BRIEF: In your copy, include every line of the listing below exactly but none of the pictures.

ENTRIES SUPPLIED:
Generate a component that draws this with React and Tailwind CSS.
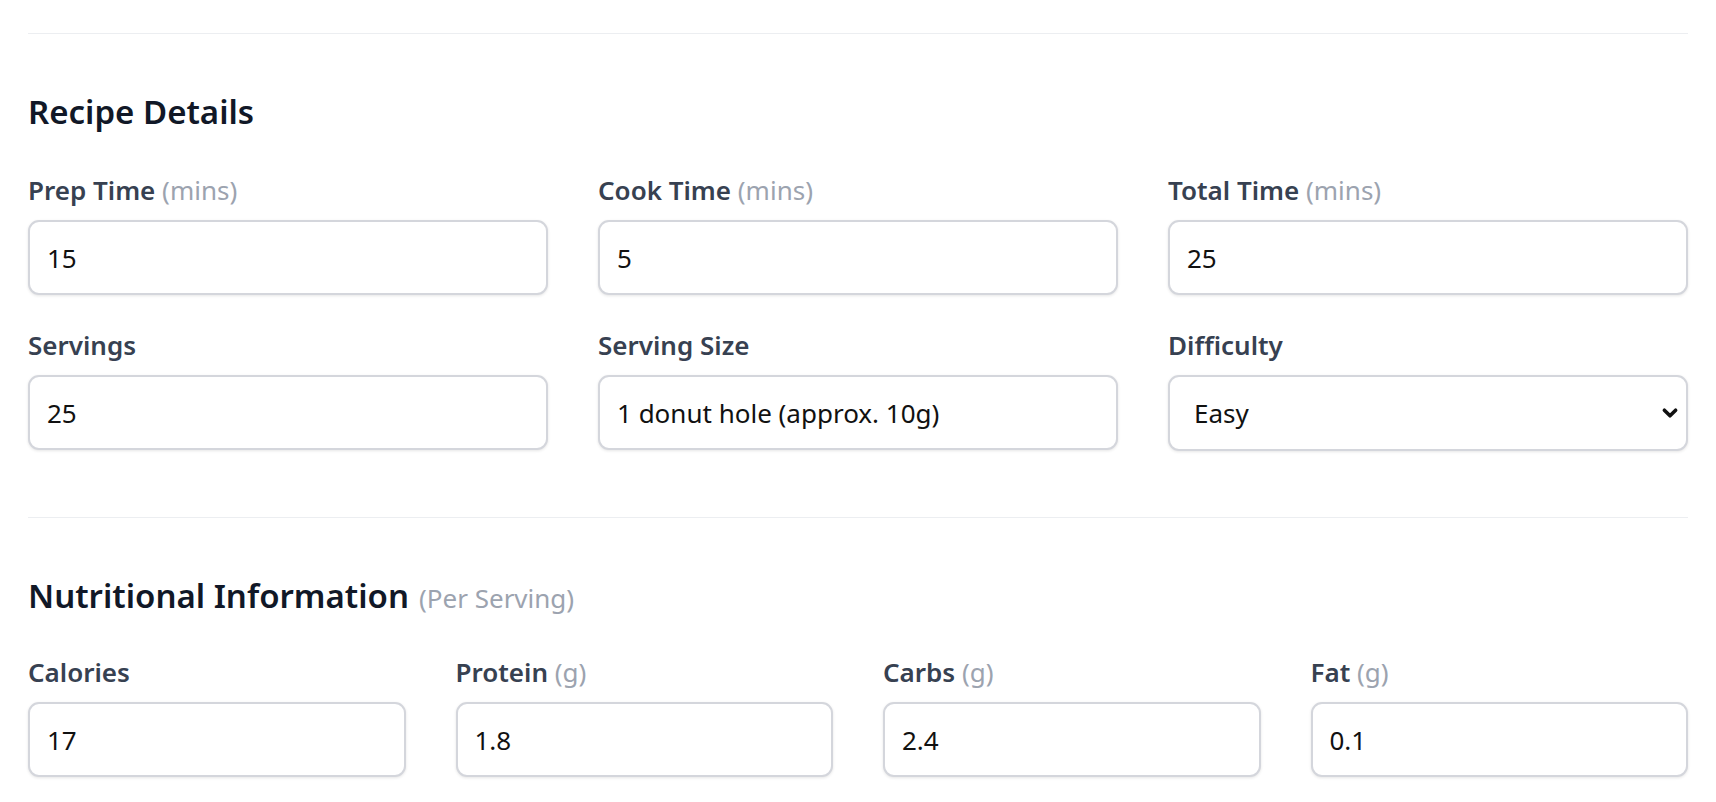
import React, { useState } from 'react';

const font = { fontFamily: '"Noto Sans", "Open Sans", sans-serif' };

function Field({ label, unit, value, onChange }) {
  return (
    <div className="flex flex-col">
      <label className="mb-3 text-[26px] leading-[36px] font-semibold text-[#374151]">
        {label}
        {unit && <span className="font-normal text-[#9ca3af]"> ({unit})</span>}
      </label>
      <input
        type="text"
        value={value}
        onChange={(e) => onChange(e.target.value)}
        className="h-[75px] w-full rounded-[11px] border-2 border-[#d4d6dc] bg-white px-[17px] text-[26px] text-[#111111] shadow-[0_1px_3px_rgba(0,0,0,0.1)] outline-none"
      />
    </div>
  );
}

function SelectField({ label, value, options, onChange }) {
  return (
    <div className="flex flex-col">
      <label className="mb-3 text-[26px] leading-[36px] font-semibold text-[#374151]">{label}</label>
      <div className="relative">
        <select
          value={value}
          onChange={(e) => onChange(e.target.value)}
          className="h-[76px] w-full appearance-none rounded-[11px] border-2 border-[#d4d6dc] bg-white pl-[24px] pr-12 text-[26px] text-[#111111] shadow-[0_1px_3px_rgba(0,0,0,0.1)] outline-none"
        >
          {options.map((o) => (
            <option key={o}>{o}</option>
          ))}
        </select>
        <svg
          className="pointer-events-none absolute right-[9px] top-1/2 h-[18px] w-[18px] -translate-y-1/2"
          viewBox="0 0 16 16"
          fill="none"
          stroke="#111"
          strokeWidth="3.2"
          strokeLinecap="round"
          strokeLinejoin="round"
        >
          <path d="M3 5.5l5 5 5-5" />
        </svg>
      </div>
    </div>
  );
}

export default function App() {
  const [recipe, setRecipe] = useState({
    prep: '15',
    cook: '5',
    total: '25',
    servings: '25',
    servingSize: '1 donut hole (approx. 10g)',
    difficulty: 'Easy',
  });
  const [nutrition, setNutrition] = useState({ calories: '17', protein: '1.8', carbs: '2.4', fat: '0.1' });

  const setR = (k) => (v) => setRecipe({ ...recipe, [k]: v });
  const setN = (k) => (v) => setNutrition({ ...nutrition, [k]: v });

  return (
    <div className="min-h-screen bg-white px-[28px]" style={font}>
      <div className="border-t-[1.5px] border-[#eceef1] mt-[33px]" />

      <section className="pt-[54px] pb-[66px]">
        <h2 className="mb-[36px] text-[33px] leading-[48px] font-semibold text-[#111827]">Recipe Details</h2>
        <div className="grid grid-cols-3 gap-x-[50px] gap-y-[32px]">
          <Field label="Prep Time" unit="mins" value={recipe.prep} onChange={setR('prep')} />
          <Field label="Cook Time" unit="mins" value={recipe.cook} onChange={setR('cook')} />
          <Field label="Total Time" unit="mins" value={recipe.total} onChange={setR('total')} />
          <Field label="Servings" value={recipe.servings} onChange={setR('servings')} />
          <Field label="Serving Size" value={recipe.servingSize} onChange={setR('servingSize')} />
          <SelectField
            label="Difficulty"
            value={recipe.difficulty}
            options={['Easy', 'Medium', 'Hard']}
            onChange={setR('difficulty')}
          />
        </div>
      </section>

      <div className="border-t-[1.5px] border-[#eceef1]" />

      <section className="pt-[54px] pb-12">
        <h2 className="mb-[32px] flex items-baseline gap-[10px] text-[33px] leading-[48px] font-semibold text-[#111827]">
          Nutritional Information
          <span className="text-[26px] font-normal text-[#9ca3af]">(Per Serving)</span>
        </h2>
        <div className="grid grid-cols-4 gap-x-[50px]">
          <Field label="Calories" value={nutrition.calories} onChange={setN('calories')} />
          <Field label="Protein" unit="g" value={nutrition.protein} onChange={setN('protein')} />
          <Field label="Carbs" unit="g" value={nutrition.carbs} onChange={setN('carbs')} />
          <Field label="Fat" unit="g" value={nutrition.fat} onChange={setN('fat')} />
        </div>
      </section>
    </div>
  );
}
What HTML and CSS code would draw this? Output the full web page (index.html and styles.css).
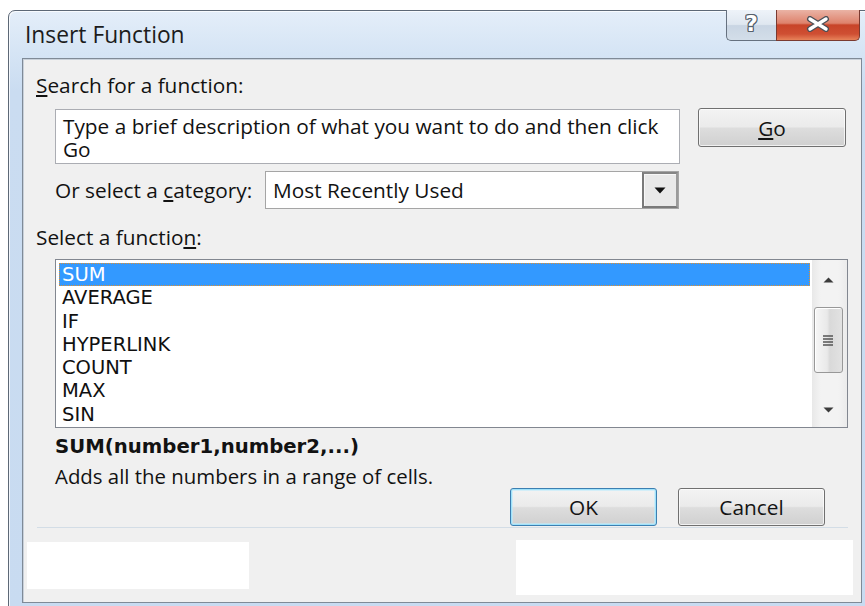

EXERCISE SOLUTION:
Generate a component that draws this with React and Tailwind CSS.
import React, { useState } from 'react';

const font = { fontFamily: '"Noto Sans", "Open Sans", sans-serif' };

function Field({ label, unit, value, onChange }) {
  return (
    <div className="flex flex-col">
      <label className="mb-3 text-[26px] leading-[36px] font-semibold text-[#374151]">
        {label}
        {unit && <span className="font-normal text-[#9ca3af]"> ({unit})</span>}
      </label>
      <input
        type="text"
        value={value}
        onChange={(e) => onChange(e.target.value)}
        className="h-[75px] w-full rounded-[11px] border-2 border-[#d4d6dc] bg-white px-[17px] text-[26px] text-[#111111] shadow-[0_1px_3px_rgba(0,0,0,0.1)] outline-none"
      />
    </div>
  );
}

function SelectField({ label, value, options, onChange }) {
  return (
    <div className="flex flex-col">
      <label className="mb-3 text-[26px] leading-[36px] font-semibold text-[#374151]">{label}</label>
      <div className="relative">
        <select
          value={value}
          onChange={(e) => onChange(e.target.value)}
          className="h-[76px] w-full appearance-none rounded-[11px] border-2 border-[#d4d6dc] bg-white pl-[24px] pr-12 text-[26px] text-[#111111] shadow-[0_1px_3px_rgba(0,0,0,0.1)] outline-none"
        >
          {options.map((o) => (
            <option key={o}>{o}</option>
          ))}
        </select>
        <svg
          className="pointer-events-none absolute right-[9px] top-1/2 h-[18px] w-[18px] -translate-y-1/2"
          viewBox="0 0 16 16"
          fill="none"
          stroke="#111"
          strokeWidth="3.2"
          strokeLinecap="round"
          strokeLinejoin="round"
        >
          <path d="M3 5.5l5 5 5-5" />
        </svg>
      </div>
    </div>
  );
}

export default function App() {
  const [recipe, setRecipe] = useState({
    prep: '15',
    cook: '5',
    total: '25',
    servings: '25',
    servingSize: '1 donut hole (approx. 10g)',
    difficulty: 'Easy',
  });
  const [nutrition, setNutrition] = useState({ calories: '17', protein: '1.8', carbs: '2.4', fat: '0.1' });

  const setR = (k) => (v) => setRecipe({ ...recipe, [k]: v });
  const setN = (k) => (v) => setNutrition({ ...nutrition, [k]: v });

  return (
    <div className="min-h-screen bg-white px-[28px]" style={font}>
      <div className="border-t-[1.5px] border-[#eceef1] mt-[33px]" />

      <section className="pt-[54px] pb-[66px]">
        <h2 className="mb-[36px] text-[33px] leading-[48px] font-semibold text-[#111827]">Recipe Details</h2>
        <div className="grid grid-cols-3 gap-x-[50px] gap-y-[32px]">
          <Field label="Prep Time" unit="mins" value={recipe.prep} onChange={setR('prep')} />
          <Field label="Cook Time" unit="mins" value={recipe.cook} onChange={setR('cook')} />
          <Field label="Total Time" unit="mins" value={recipe.total} onChange={setR('total')} />
          <Field label="Servings" value={recipe.servings} onChange={setR('servings')} />
          <Field label="Serving Size" value={recipe.servingSize} onChange={setR('servingSize')} />
          <SelectField
            label="Difficulty"
            value={recipe.difficulty}
            options={['Easy', 'Medium', 'Hard']}
            onChange={setR('difficulty')}
          />
        </div>
      </section>

      <div className="border-t-[1.5px] border-[#eceef1]" />

      <section className="pt-[54px] pb-12">
        <h2 className="mb-[32px] flex items-baseline gap-[10px] text-[33px] leading-[48px] font-semibold text-[#111827]">
          Nutritional Information
          <span className="text-[26px] font-normal text-[#9ca3af]">(Per Serving)</span>
        </h2>
        <div className="grid grid-cols-4 gap-x-[50px]">
          <Field label="Calories" value={nutrition.calories} onChange={setN('calories')} />
          <Field label="Protein" unit="g" value={nutrition.protein} onChange={setN('protein')} />
          <Field label="Carbs" unit="g" value={nutrition.carbs} onChange={setN('carbs')} />
          <Field label="Fat" unit="g" value={nutrition.fat} onChange={setN('fat')} />
        </div>
      </section>
    </div>
  );
}
What HTML and CSS code would draw this? Output the full web page (index.html and styles.css).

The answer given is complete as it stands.